Why is he fighting me on this?

I ignored him and took the steps two at a time, moving quickly into the bedroom.

“I’m telling you son. She stays. I’m not gonna have her go to some clinic where people can put her down and potentially hurt her worse. She needs to be with me. With the person who loves her.”

She wasn’t in the bedroom where I’d last seen her, cowering on the floor tears in her eyes. The very image made my heart jump in my chest. It made me ache in ways that didn’t make sense. I didn’t want her to hurt. I wanted her to be happy. I wanted her to see all the good things life had to offer, rather than all the fucked up shit she dealt with once she ran away. But I couldn’t keep it together when I saw her like that. Willing to fuck anyone, even the man who had raised her. It made my stomach churn, made red cover my gaze. It made me want to lash out at her and destroy her. Ruin her, before she had the chance to ruin me.

I moved immediately to the bathroom door and tapped on it with my knuckles. Knuckles that still ached from punching my dad in the face. “Faye, it’s Rhett. Come out okay? I just wanna talk to you.”

There was no answer.

“Now look, you’ve gone and upset her. You’re not helping anyone by being here.”

I tossed a glare over my shoulder before jiggling the knob. To my surprise it gave way, unlocked.

“Faye…” But as I pushed the door open, the rest of my words were sucked from my chest, like someone had turned on a vacuum. Faye was on the floor, her body twisted at an awkward angle. Vomit leaked from her parted lips onto the white tile and blood was smeared around her, dripping from a thick slice on her wrist.

She’s dying.

“No! No!” I fell to my knees and pressed my hand to the wound. “Call the ambulance!” I shouted to Dad, but I kept my eyes on her. On Faye. Her eyes were open, glassy, empty. She stared at me, but she didn’t see me. I knew she didn’t. Not the way I saw her.

She can’t die.

The very thought of that possibility made something in me crack. I couldn’t say what it was. I couldn’t focus on anything. All I could see were her eyes, those vacant, unseeing eyes. I could remember looking into them, into their dark brown pools and seeing something there. Something that made me want more than the stupid pathetic version of my life I was living.

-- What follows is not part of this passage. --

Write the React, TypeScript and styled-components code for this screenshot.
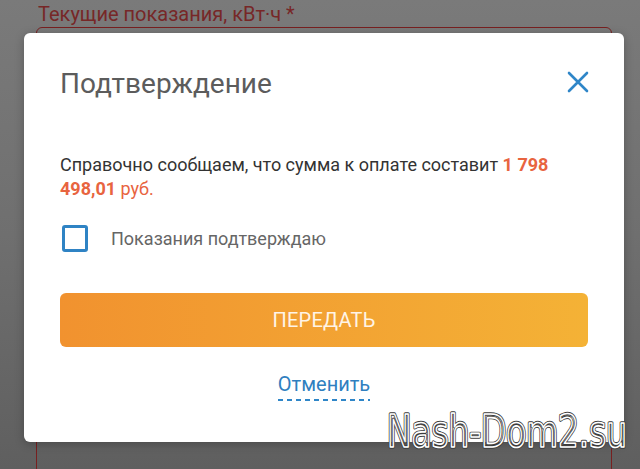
import React from "react";
import styled, { createGlobalStyle } from "styled-components";

const Global = createGlobalStyle`
  html, body { margin: 0; padding: 0; }
  body { font-family: Roboto, "Noto Sans", sans-serif; }
  * { box-sizing: border-box; }
`;

const Page = styled.div`
  position: relative;
  width: 640px;
  height: 469px;
  overflow: hidden;
  background: linear-gradient(to bottom, #7a7a7a 0%, #6f6f6f 50%, #5f5f5f 100%);
`;

const Form = styled.div`
  display: flex;
  flex-direction: column;
  padding: 2px 0 0 36px;
`;

const FieldLabel = styled.div`
  padding-left: 2px;
  font-size: 20px;
  line-height: 24px;
  color: #772727;
`;

const FieldBox = styled.div`
  margin-top: 1px;
  width: 576px;
  height: 520px;
  border: 1.5px solid #782020;
  border-radius: 6px;
`;

const Modal = styled.div`
  position: absolute;
  left: 24px;
  top: 33px;
  width: 600px;
  height: 409px;
  background: #ffffff;
  border-radius: 6px;
  box-shadow: 0 2px 10px rgba(0, 0, 0, 0.25);
  padding: 35px 36px 0 36px;
  display: flex;
  flex-direction: column;
`;

const Header = styled.div`
  display: flex;
  align-items: center;
  justify-content: space-between;
`;

const Title = styled.h2`
  margin: 0;
  font-weight: 400;
  font-size: 28px;
  line-height: 32px;
  color: #5c5c5c;
`;

const CloseButton = styled.button`
  border: 0;
  background: none;
  padding: 0;
  margin-right: -2px;
  margin-top: -4px;
  width: 24px;
  height: 24px;
  display: flex;
  align-items: center;
  justify-content: center;
  cursor: pointer;
`;

const Message = styled.p`
  margin: 53px 0 0 0;
  font-size: 18px;
  line-height: 24px;
  color: #333333;
`;

const Amount = styled.span<{ $bold?: boolean }>`
  color: #e8643f;
  font-weight: ${(p) => (p.$bold ? 700 : 400)};
`;

const CheckRow = styled.label`
  margin-top: 24px;
  display: flex;
  align-items: center;
  gap: 23px;
  cursor: pointer;
`;

const CheckBox = styled.span`
  margin-left: 2px;
  width: 26px;
  height: 27px;
  border: 3px solid #2f83c4;
  border-radius: 3px;
`;

const CheckText = styled.span`
  font-size: 18px;
  line-height: 24px;
  color: #666666;
`;

const SubmitButton = styled.button`
  margin-top: 41px;
  height: 54px;
  width: 100%;
  border: 0;
  border-radius: 6px;
  background: linear-gradient(to right, #f1922f, #f4b236);
  color: #fff4e6;
  font-family: Roboto, sans-serif;
  font-size: 20px;
  letter-spacing: 0.2px;
  text-transform: uppercase;
  cursor: pointer;
`;

const CancelWrap = styled.div`
  margin-top: 25px;
  display: flex;
  justify-content: center;
`;

const CancelLink = styled.a`
  font-size: 20px;
  line-height: 24px;
  color: #2f7fbf;
  text-decoration: none;
  padding-bottom: 5px;
  background: repeating-linear-gradient(to right, #2f86c8 0 5px, transparent 5px 9px) bottom left / 100% 2px no-repeat;
  cursor: pointer;
`;

const Watermark = styled.svg`
  position: absolute;
  left: 385px;
  top: 408px;
  overflow: visible;
  pointer-events: none;
  font-family: "DejaVu Sans Condensed", "DejaVu Sans", sans-serif;
  font-size: 45px;
`;

export default function App() {
  return (
    <>
      <Global />
      <Page>
        <Form>
          <FieldLabel>Текущие показания, кВт·ч *</FieldLabel>
          <FieldBox />
        </Form>
        <Modal>
          <Header>
            <Title>Подтверждение</Title>
            <CloseButton aria-label="Закрыть">
              <svg width="22" height="22" viewBox="0 0 22 22">
                <path d="M2 2 L20 20 M20 2 L2 20" stroke="#2f86c8" strokeWidth="2.6" strokeLinecap="round" fill="none" />
              </svg>
            </CloseButton>
          </Header>
          <Message>
            Справочно сообщаем, что сумма к оплате составит <Amount $bold>1 798 498,01</Amount>{" "}
            <Amount>руб.</Amount>
          </Message>
          <CheckRow>
            <CheckBox />
            <CheckText>Показания подтверждаю</CheckText>
          </CheckRow>
          <SubmitButton>Передать</SubmitButton>
          <CancelWrap>
            <CancelLink>Отменить</CancelLink>
          </CancelWrap>
        </Modal>
        <Watermark width="246" height="48" viewBox="0 0 246 48">
          <text x="2" y="39" textLength="240" lengthAdjust="spacingAndGlyphs" fill="none" stroke="#3c3c3c" strokeWidth="3.4" strokeLinejoin="round">
            Nash-Dom2.su
          </text>
          <text x="2" y="39" textLength="240" lengthAdjust="spacingAndGlyphs" fill="none" stroke="#ffffff" strokeWidth="1.6" strokeLinejoin="round">
            Nash-Dom2.su
          </text>
        </Watermark>
      </Page>
    </>
  );
}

She was trying to leave again. To run. To hide. Like she did after that summer. The summer where she begged me to have sex with her. To make love to her. At the time I’d been shocked, sitting there on the couch across from her. My step-sister who was on a fast track to being a woman. A girl who had laughed at all my corny jokes and made the summer worth it. Made me not miss my new girlfriend so much, Sarah. I didn’t sleep with Faye when she asked, but I had left instead and told myself that one day, things would be different. She wouldn’t be underage. She would be a woman. And if she still felt the same. If she still thought my stupid jokes were funny, then things would be different. But only then.

But that never happened. She was gone before I could blink an eye. That innocent girl. And when I found her again, she wasn’t the same. She was someone else.

Someone who made my blood boil. Who made me want things I didn’t think I’d ever want again. Things that tried to permeate my safe, perfect existence and made me want to step out of my box even though I was disgusted by them. I wanted them. I wanted her.

And here we were. On the floor in my father’s bathroom. Those innocent eyes vacant and lost, blood cooling on the tile floor.
How did we get here?

I pulled her into my arms. Her body limp, her breathing slow. Vomit and blood dripped onto my suit, but I didn’t care. I pressed my forehead to hers and looked into those vacant eyes and did something I hadn’t done in years.

I prayed.

TWO

Faye.

There were noises. A soft murmuring of voices. They fluttered around me. Permeating my ears with their soft lilting notes, cocooning me in something warm. I liked the noise. I wanted to keep it, to bask in the moments of it forever. But then there was something else.

Pain.

The soft warmth of the murmuring voices was blasted away by the pain. It didn’t seep into me, but slammed into me all at once, the intensity of it all making me cry out. Until I wasn’t just crying out, I was convulsing, gagging. Blinking my eyes against dim lights I saw the blood. A mist of it splattered over me as I continued to retch.